The Taliban victory in Afghanistan could inspire radical Muslim groups in Southeast Asia to take up arms once more against their own governments, analysts say, and officials are on alert for potential violence.
Scholars say Muslim rebel fronts, such as the Philippine-based Abu Sayyaf, a violent rebel organization known for kidnapping tourists, and the Indonesian militant group Jemaah Islamiyah, a suspected plotter of the deadly Bali bombings of 2002, will feel empowered by the August 15 ascent of the Taliban to carry out localized attacks such as bombings.
"Taliban or no Taliban, we have always considered local extremism as a big concern," Philippine Defense Secretary Delfin Lorenzana told the Philippine News Agency on August 27. He noted agreements with Indonesia and Malaysia to share information and protect their sea borders.
Media outlets quote Indonesian officials as saying they, too, are on guard, and a counterterrorism police detachment is monitoring social media for any clues.
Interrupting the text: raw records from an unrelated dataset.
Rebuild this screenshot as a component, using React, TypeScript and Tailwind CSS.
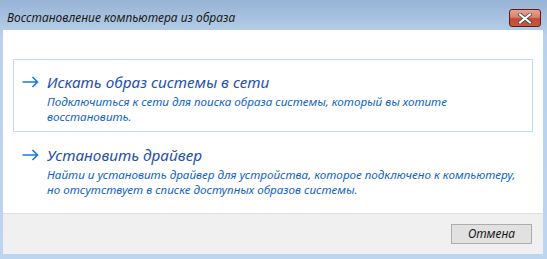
import React from "react";

const font = { fontFamily: '"Noto Sans", "Open Sans", sans-serif' };

interface CommandLinkProps {
  title: string;
  description: React.ReactNode;
  focused?: boolean;
}

const Arrow: React.FC = () => (
  <svg width="17" height="12" viewBox="0 0 17 12" className="shrink-0 mt-[4px]">
    <path d="M0.5 6H15.5M10.5 1L15.5 6L10.5 11" fill="none" stroke="#1e78d7" strokeWidth="1.6" />
  </svg>
);

const CommandLink: React.FC<CommandLinkProps> = ({ title, description, focused }) => (
  <div
    className={`flex gap-[8px] pl-[8px] pr-[12px] pt-[12px] pb-[7px] border ${
      focused ? "border-[#c2dcf4]" : "border-transparent"
    }`}
  >
    <Arrow />
    <div className="flex flex-col">
      <div className="text-[15.3px] leading-[20px] italic text-[#2650b0]">{title}</div>
      <div className="mt-[2px] text-[11.65px] leading-[15px] italic text-[#0f63c9]">{description}</div>
    </div>
  </div>
);

export default function App() {
  return (
    <div
      className="w-[547px] h-[259px] flex flex-col bg-[linear-gradient(180deg,#97b3d5_0%,#b9d1ea_14%,#bdd5ee_100%)]"
      style={font}
    >
      {/* title bar */}
      <div className="h-[30px] flex items-start justify-between pl-[7px] pr-[6px]">
        <div className="mt-[10px] text-[12px] leading-[16px] italic text-[#1a1a1a]">
          Восстановление компьютера из образа
        </div>
        <div className="mt-[9px] w-[32px] h-[18px] rounded-[3px] border border-[#5e1b17] bg-[linear-gradient(180deg,#e8a294_0%,#d9806c_45%,#c24a33_55%,#c7573f_100%)] flex items-center justify-center">
          <svg width="14" height="11" viewBox="0 0 14 11">
            <path d="M2 1.5L12 9.5M12 1.5L2 9.5" stroke="#4a4a4a" strokeWidth="3.6" strokeLinecap="square" />
            <path d="M2 1.5L12 9.5M12 1.5L2 9.5" stroke="#ffffff" strokeWidth="2" strokeLinecap="square" />
          </svg>
        </div>
      </div>

      {/* body */}
      <div className="ml-[3px] mr-[4px] flex-1 bg-white flex flex-col px-[10px] pt-[29px]">
        <CommandLink
          focused
          title="Искать образ системы в сети"
          description={
            <>
              Подключиться к сети для поиска образа системы, который вы хотите
              <br />
              восстановить.
            </>
          }
        />
        <CommandLink
          title="Установить драйвер"
          description={
            <>
              Найти и установить драйвер для устройства, которое подключено к компьютеру,
              <br />
              но отсутствует в списке доступных образов системы.
            </>
          }
        />
      </div>

      {/* footer */}
      <div className="ml-[3px] mr-[4px] h-[41px] bg-[#f0f0f0] border-t border-[#dfdfdf] flex items-start justify-end pr-[11px] pt-[10px]">
        <button className="w-[81px] h-[20px] bg-[#e1e1e1] border border-[#adadad] text-[12px] italic text-[#1a1a1a] leading-none">
          Отмена
        </button>
      </div>
      <div className="h-[5px]" />
    </div>
  );
}
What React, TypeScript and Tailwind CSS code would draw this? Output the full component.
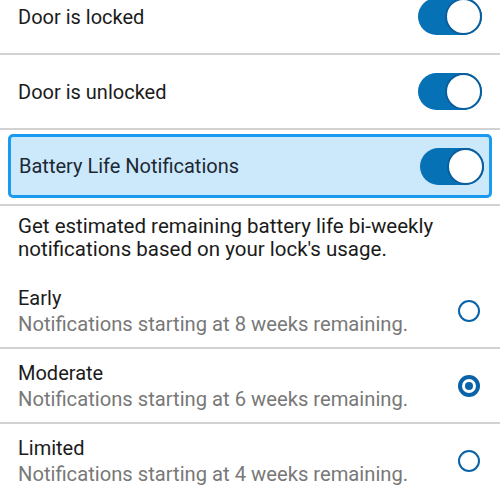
const options = [
  { label: 'Early', weeks: 8 },
  { label: 'Moderate', weeks: 6 },
  { label: 'Limited', weeks: 4 },
]

function Toggle() {
  return (
    <div className="flex h-[37px] w-[64px] shrink-0 justify-end rounded-full bg-[#0671b4]">
      <div className="h-[37px] w-[37px] rounded-full border-2 border-[#0a5e9e] bg-white" />
    </div>
  )
}

function Radio({ checked }: { checked: boolean }) {
  if (checked) {
    return (
      <div className="flex h-[22px] w-[22px] items-center justify-center rounded-full bg-[#0a63a8]">
        <div className="flex h-[14px] w-[14px] items-center justify-center rounded-full bg-white">
          <div className="h-[8px] w-[8px] rounded-full bg-[#0a63a8]" />
        </div>
      </div>
    )
  }
  return <div className="h-[22px] w-[22px] rounded-full border-2 border-[#0a63a8]" />
}

export default function App() {
  const selected = 'Moderate'
  return (
    <div
      className="-mt-[20px] h-[520px] w-[500px] overflow-hidden bg-white"
      style={{ fontFamily: 'Roboto, "Noto Sans", sans-serif' }}
    >
      <div className="flex h-[73px] items-center justify-between pl-[18px] pr-[18px] text-[20px] text-[#1b1b1b]">
        <span>Door is locked</span>
        <Toggle />
      </div>
      <div className="h-[2px] bg-[#d2d2d2]" />
      <div className="flex h-[73px] items-center justify-between pl-[18px] pr-[18px] text-[20px] text-[#1b1b1b]">
        <span>Door is unlocked</span>
        <Toggle />
      </div>
      <div className="h-[2px] bg-[#d2d2d2]" />
      <div className="flex h-[74px] px-[8px] pt-[4px] pb-[6px]">
        <div className="flex flex-1 items-center justify-between rounded-[5px] border-[3px] border-[#1a9bf0] bg-[#cce9fb] pl-[8px] pr-[5px] text-[20px] text-[#1c2834]">
          <span>Battery Life Notifications</span>
          <Toggle />
        </div>
      </div>
      <div className="h-[2px] bg-[#d2d2d2]" />
      <div className="h-[68px] px-[18px] pt-[9px] text-[20.5px] leading-[23px] text-[#1b1b1b]">
        Get estimated remaining battery life bi-weekly notifications based on your lock's usage.
      </div>
      {options.map((o, i) => (
        <div key={o.label}>
          {i > 0 && <div className="h-[2px] bg-[#d2d2d2]" />}
          <div className="flex h-[73px] items-center justify-between pl-[18px] pr-[20px]">
            <div className="flex flex-col">
              <span className="text-[20px] leading-[26px] text-[#1b1b1b]">{o.label}</span>
              <span className="text-[20.2px] leading-[26px] text-[#787878]">
                Notifications starting at {o.weeks} weeks remaining.
              </span>
            </div>
            <Radio checked={o.label === selected} />
          </div>
        </div>
      ))}
    </div>
  )
}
Indonesia and Malaysia are predominantly Muslim countries. Many in the southern part of the Philippines are Muslim as well.
Extremist groups advocate Muslim independent states in Southeast Asia, a region of 660 million people that includes several key U.S. allies. Abu Sayyaf and Jemaah Islamiyah, among others, have been backed by al-Qaida, a terrorist organization that the Taliban once allowed to shelter in Afghanistan, according to Southeast Asia scholars.
“In terms of kinship and solidarity for these groups, there is a degree of support,” said Enrico Cau, Southeast Asia specialist with the Taiwan Strategy Research Association, referring to the Taliban.
“Although the Taliban doesn’t have a direct influence in the region, of course they exert a certain amount of indirect influence, which can be capitalized by the groups that are actually present in the region like al-Qaida or Abu Sayyaf,” Cau told VOA. Al-Qaida has helped rebels before in Indonesia and the Philippines.
Fighters with the Taliban, an armed religious-political movement, quickly captured almost all of Afghanistan on their way to taking the capital, Kabul, 20 years after U.S.-led forces ousted the group from power.
“This was superb for morale across Southeast Asia,” said Zachary Abuza, a professor at the National War College in Washington. “They’ve watched the Taliban driven from power, driven into Pakistan by the Great Satan — this feared nation the United States — and they watched the Taliban persevere, go up against a superpower and just with their discipline, their focus, their religious fervor, drive America out of the country.”
The Taliban, Abu Sayyaf, al-Qaida and Indonesia-based Laskar Jihad follow Wahhabism, a strain of Islam that is “responsible for creating” extremists and terrorists, University of Hawaii-Manoa faculty member Federico Magdalena wrote in a 2003 analysis.
Laskar Jihad’s Indonesian founder trained in Pakistan and fought with the mujahedeen in Afghanistan against the former Soviet Union in the 1980s. Terrorist leaders Abdujarak Abubakar and Khadaffy Janjalani trained in Afghanistan before forming Abu Sayyaf in 1991, the Philippine defense secretary said.
Shift to Mideast
The training of Southeast Asian militants shifted to Iraq and Syria after U.S. forces routed the Taliban in 2002. Eventually governments in Southeast Asia arrested hundreds of rebels, Abuza said, and weakened their power.
The Taliban influence “is more tangential now,” he said. “Very simply, since the Taliban was driven from power in 2002 and war on terror really began in Southeast Asia with arrest of hundreds of militants, it’s hard to make a case that those ties remain to this day.”
Those militants could get new support now from Afghanistan, but it would likely be squelched quickly this time, experts say. Government leaders are prepared, while most of their populations prefer a liberal, moderate type of Islam that discourages armed struggle.
“Srategically speaking and ideologically speaking, they’re different,” Cau said.
Mainstream Muslims in Malaysia worry about how the Taliban will treat Afghan women, said Ibrahim Suffian, program director with the polling group Merdeka Center in Kuala Lumpur. Women throughout Muslim Southeast Asia are able to work and attend school.
Radical Muslims in Malaysia have “applauded” the Taliban’s victory, though, and the government of the largely Muslim country will pay close attention to any cross-border influence of Afghanistan’s new leadership, Suffian said.
“I’m sure they’re monitoring what’s happening,” he said. “I think there is a long-term concern that this will inspire more radicalized conservative types … to study religion in Pakistan and parts of India, so I think that has a long-term effect on the Muslim community here.”
Indonesia, Malaysia and the Philippines still have more control over local extremists than did the Afghan government that was deposed last month, Cau said. The Philippines would even allow entry to Afghans fleeing from fear of persecution, a presidential office spokesman in Manila said.
About 20 Muslim rebel groups still operate in the southern Philippines, a region known for five decades of periodic violence and 120,000 deaths, though the formation of a Muslim autonomous region in 2018 has eased some of that tension.